Warren Buffet's utility NV Energy has signed the lowest price
contract for solar ever, at just US $0.0384 for First Solar’s 100-MW
Playa Solar project, beating even its own record low price of $0.046
cents for SunPower's 100-MW project in Boulder City, Nevada. Both solar projects benefit from new streamlined permitting set up
through the Bureau of Land Management’s (BLM) Western Solar Plan, which
designated 19 Solar Energy Zones (SEZ).
This auction covered six parcels across 3,083 acres in Nevada. The
previous case-by-case way to permit solar on BLM land was taking at
least two years; and even longer if anything to tripped up the process. These two 100-MW projects were reviewed and approved in under 10 months, a testament to its efficacy.

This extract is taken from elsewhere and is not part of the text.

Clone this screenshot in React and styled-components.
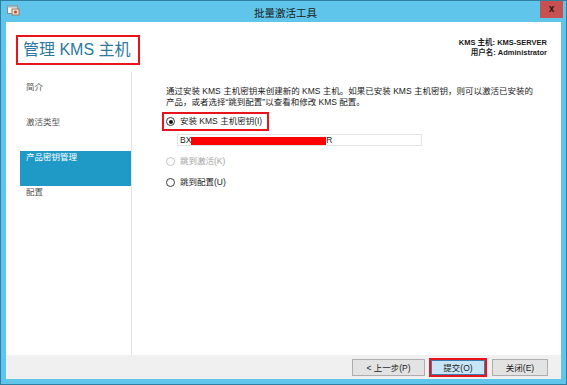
import styled, { createGlobalStyle } from "styled-components";

const Global = createGlobalStyle`
  html, body { margin: 0; padding: 0; background: #fff; }
  body { font-family: "Liberation Sans", "Noto Sans CJK SC", sans-serif; }
`;

const FONT = `"Liberation Sans", "Noto Sans CJK SC", sans-serif`;

export default function App() {
  return (
    <>
      <Global />
      <Window>
        <TitleBar>
          <AppIcon />
          <Title>批量激活工具</Title>
          <CloseButton>x</CloseButton>
        </TitleBar>
        <Body>
          <Header>
            <Heading>管理 KMS 主机</Heading>
            <Info>
              <div>KMS 主机: KMS-SERVER</div>
              <div>用户名: Administrator</div>
            </Info>
          </Header>
          <Main>
            <Nav>
              <NavItem>简介</NavItem>
              <NavItem>激活类型</NavItem>
              <NavItem $active>产品密钥管理</NavItem>
              <NavItem>配置</NavItem>
            </Nav>
            <Content>
              <Paragraph>
                通过安装 KMS 主机密钥来创建新的 KMS 主机。如果已安装 KMS 主机密钥，则可以激活已安装的
                <br />
                产品，或者选择“跳到配置”以查看和修改 KMS 配置。
              </Paragraph>
              <Highlight>
                <Radio $checked />
                <RadioLabel>安装 KMS 主机密钥(I)</RadioLabel>
              </Highlight>
              <KeyInput>
                BX<Redacted />R
              </KeyInput>
              <RadioRow $gap={10}>
                <Radio $disabled />
                <RadioLabel $disabled>跳到激活(K)</RadioLabel>
              </RadioRow>
              <RadioRow $gap={10}>
                <Radio />
                <RadioLabel>跳到配置(U)</RadioLabel>
              </RadioRow>
            </Content>
          </Main>
          <Footer>
            <Button $width={73}>&lt; 上一步(P)</Button>
            <Marked>
              <Button $width={54} $primary>提交(O)</Button>
            </Marked>
            <Button $width={56}>关闭(E)</Button>
          </Footer>
        </Body>
      </Window>
    </>
  );
}

function AppIcon() {
  return (
    <IconSvg width="13" height="12" viewBox="0 0 13 12">
      <rect x="0.5" y="1.5" width="10" height="8" fill="#f4f4f4" stroke="#8a8a8a" />
      <rect x="0.5" y="1.5" width="10" height="2" fill="#9fb8c8" />
      <rect x="5" y="5" width="7" height="6" fill="#e8e0d0" stroke="#9a7a60" />
      <circle cx="8.5" cy="8" r="1.6" fill="#c84a3a" />
    </IconSvg>
  );
}

const Window = styled.div`
  width: 567px;
  height: 385px;
  box-sizing: border-box;
  background: #60c5ea;
  border: 1px solid #2e7fa2;
  display: flex;
  flex-direction: column;
  font-family: ${FONT};
`;

const TitleBar = styled.div`
  height: 21px;
  display: flex;
  align-items: flex-start;
  position: relative;
`;

const IconSvg = styled.svg`
  margin: 3px 0 0 6px;
`;

const Title = styled.div`
  position: absolute;
  left: 0;
  right: 0;
  top: 4px;
  text-align: center;
  font-size: 10.5px;
  color: #1b1b1b;
  padding-left: 4px;
`;

const CloseButton = styled.div`
  margin-left: auto;
  margin-right: 3px;
  width: 23px;
  height: 17px;
  background: #c75050;
  color: #2a1414;
  font-weight: bold;
  font-size: 10px;
  line-height: 15px;
  text-align: center;
  position: relative;
  z-index: 1;
`;

const Body = styled.div`
  flex: 1;
  margin: 0 5px 5px 5px;
  background: #fff;
  display: flex;
  flex-direction: column;
`;

const Header = styled.div`
  height: 50px;
  display: flex;
  justify-content: space-between;
  align-items: flex-start;
  box-sizing: border-box;
  padding: 13px 14px 0 10px;
`;

const Heading = styled.div`
  border: 2px solid #e8141b;
  height: 30px;
  box-sizing: border-box;
  padding: 0 7px 0 5px;
  font-size: 16px;
  line-height: 26px;
  color: #2c78a0;
`;

const Info = styled.div`
  margin-top: 3px;
  text-align: right;
  font-size: 7.5px;
  line-height: 10px;
  font-weight: bold;
  color: #1a1a1a;
`;

const Main = styled.div`
  flex: 1;
  display: flex;
`;

const Nav = styled.div`
  width: 125px;
  border-right: 1px solid #e4e4e4;
  padding-top: 9px;
  box-sizing: content-box;
`;

const NavItem = styled.div`
  height: 35px;
  margin-left: 14px;
  padding-left: 6px;
  font-size: 8.5px;
  line-height: 12px;
  color: ${(p) => (p.$active ? "#fff" : "#555")};
  background: ${(p) => (p.$active ? "#1f9ac7" : "transparent")};
`;

const Content = styled.div`
  flex: 1;
  padding: 14px 0 0 34px;
  font-size: 8.5px;
  color: #1a1a1a;
`;

const Paragraph = styled.div`
  line-height: 11px;
  white-space: nowrap;
`;

const RadioRow = styled.div`
  display: flex;
  align-items: center;
  height: 11px;
  margin-top: ${(p) => p.$gap}px;
`;

const Highlight = styled.div`
  display: flex;
  align-items: center;
  width: 107px;
  height: 19px;
  box-sizing: border-box;
  border: 2px solid #e8141b;
  margin: 4px 0 0 -4px;
  padding-left: 2px;
`;

const Radio = styled.span`
  width: 9px;
  height: 9px;
  box-sizing: border-box;
  border-radius: 50%;
  border: 1px solid ${(p) => (p.$disabled ? "#c4c4c4" : "#3a3a3a")};
  background: #fff;
  display: inline-flex;
  align-items: center;
  justify-content: center;
  &::after {
    content: "";
    width: 4px;
    height: 4px;
    border-radius: 50%;
    background: ${(p) => (p.$checked ? "#111" : "transparent")};
  }
`;

const RadioLabel = styled.span`
  margin-left: 5px;
  line-height: 11px;
  color: ${(p) => (p.$disabled ? "#a3a3a3" : "#1a1a1a")};
`;

const KeyInput = styled.div`
  margin: 3px 0 0 11px;
  width: 245px;
  height: 12px;
  box-sizing: border-box;
  border: 1px solid #e2e2e2;
  display: flex;
  align-items: center;
  padding-left: 2px;
  line-height: 10px;
  color: #222;
`;

const Redacted = styled.span`
  width: 135px;
  height: 8px;
  margin-top: 1px;
  background: #ff0000;
`;

const Footer = styled.div`
  height: 24px;
  background: #f0f0f0;
  display: flex;
  align-items: center;
  justify-content: flex-end;
  gap: 4px;
  padding-right: 13px;
`;

const Marked = styled.div`
  border: 2px solid #e8141b;
  display: flex;
  margin-right: 1px;
`;

const Button = styled.div`
  width: ${(p) => p.$width}px;
  height: ${(p) => (p.$primary ? 15 : 17)}px;
  box-sizing: border-box;
  border: 1px solid ${(p) => (p.$primary ? "#3c7fb1" : "#adadad")};
  background: ${(p) => (p.$primary ? "#c9e6f8" : "#e3e3e3")};
  font-size: 8.5px;
  color: #1a1a1a;
  display: flex;
  align-items: center;
  justify-content: center;
`;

“Projects like these demonstrate that regional planning and
mitigation can achieve much faster permitting times and better
outcomes," said BLM Director Neil Kornze. The idea is that SEZ allow for a more efficient and predictable
permitting process, by focusing development in regions with the highest
resource potential and lowest conflicts. In June of 2014 BLM held an
auction for projects within the Dry Lake Solar Energy Zone and received
1.3 GW of bids from solar developers, along with a few hundred megawatts
of wind and geothermal bids.
"We had a lot of interest in it. We sold every single parcel," said
Greg Helseth, Renewable Energy Project Manager at NV BLM. "And it wasn't
really a sale — it was for preferred applicant status. The six parcels
went for $5.8 million." The preferred solar applicants were then whittled down and First
Solar's Playa Solar and SunPower's Boulder City project made the final
cut. The wind and geothermal bids wound up being more expensive, and
didn't fit the utility's load profile; generating during off-peak
night-time.
SunPower's flat price bid was actually the lower of these two bids
overall, when averaged over the 25 year PPA, as First Solar's includes
an escalation clause. SunPower's also would deliver power starting and
ending later in the day, following the afternoon peak load more closely. First Solar's project is designed to generate just over 307,000
MWh/yr. SunPower's would generate 289,288 MWh/yr and includes an option
for NV Energy to buy the project after 6 years, at $120 million or fair
market value, whichever is less. Both are expected to be online by the
end of 2016, in time for the 30 percent ITC.
Pointing out that 84 percent of Nevada is federally managed and 60
percent of that is managed by the BLM, Helseth surmised, "in the future
we could see even more space in Nevada being used to export energy out
to California, which has a higher level of regulations and things to
deal with.”
Solar’s Climate Benefit Valued
The boilerplate application includes a comparison to natural gas
projects; that solar projects are preferable because they "don't emit
greenhouse gases" nor are they volatile as "the price is known through
the term of the contract and is not subject to fuel risk.” California, by contrast, buries this kind of obvious benefit of clean
energy so deep within the thousands of pages of documentation demanded
for clean energy approval, that this basic advantage is discounted.
But this kind of simple form approval is also more cost-effective, according to Helseth. "It pretty much expedites the process, all of the work is done
upfront and so then when they bid on a parcel; they do a simple
environmental assessment, and then we go through the granting process,
and then that's pretty much it," said Helseth. "Boots on the ground and
start building the project."
What is more remarkable is that this fast and efficient process is in
the Dry Lake Valley in southern Nevada right across the border from
BrightSource's 377 MW Ivanpah solar (thermal electricity; image above
courtesy Brightsource) project in the California desert, which endured an almost passive-aggressive level of permitting, according to Mike Roddy.
He blamed opposition by large-scale land interests in his investigation Solar Sabotage in the Mojave Desert. "There's three million acres in the California desert set aside for
off-road vehicles, but no one seems to have a problem with that," he
said. "More land than we're ever going to use for solar, and nobody
brought this up at any of the meetings I went to.”
Roddy, who lives in Yucca Tree, attended a lot of the meetings during
the permitting for Ivanpah and other large-scale desert solar in
California, and experienced the dishonest representation of environmental risk by opponents. "They would get up at these meetings and say this is important golden eagle habitat, or that they hike there,” he said.
"I'm an old desert guy, and I know nobody hikes out there, you can
die. Eagles can’t nest on flat wilderness. This was a particularly
barren region, mostly creosote; an invasive species from Argentina that
kills everything around it. It even kills its own young. To say that was
golden eagle habitat was typical of the kind of dishonesty going on
among these opponents."
They displayed photos of different areas at the meetings to make it
look as if valuable hiking destinations would be impacted. Roddy saw how
California regulators were intimidated. "I would speak to the BLM guys privately after the meetings and they
were overwhelmed by what they perceived to be public opinion," he said.
"People in government are political and when they can sense that
powerful forces are going to very determined about opposing them; they
tend to follow the path of least resistance.”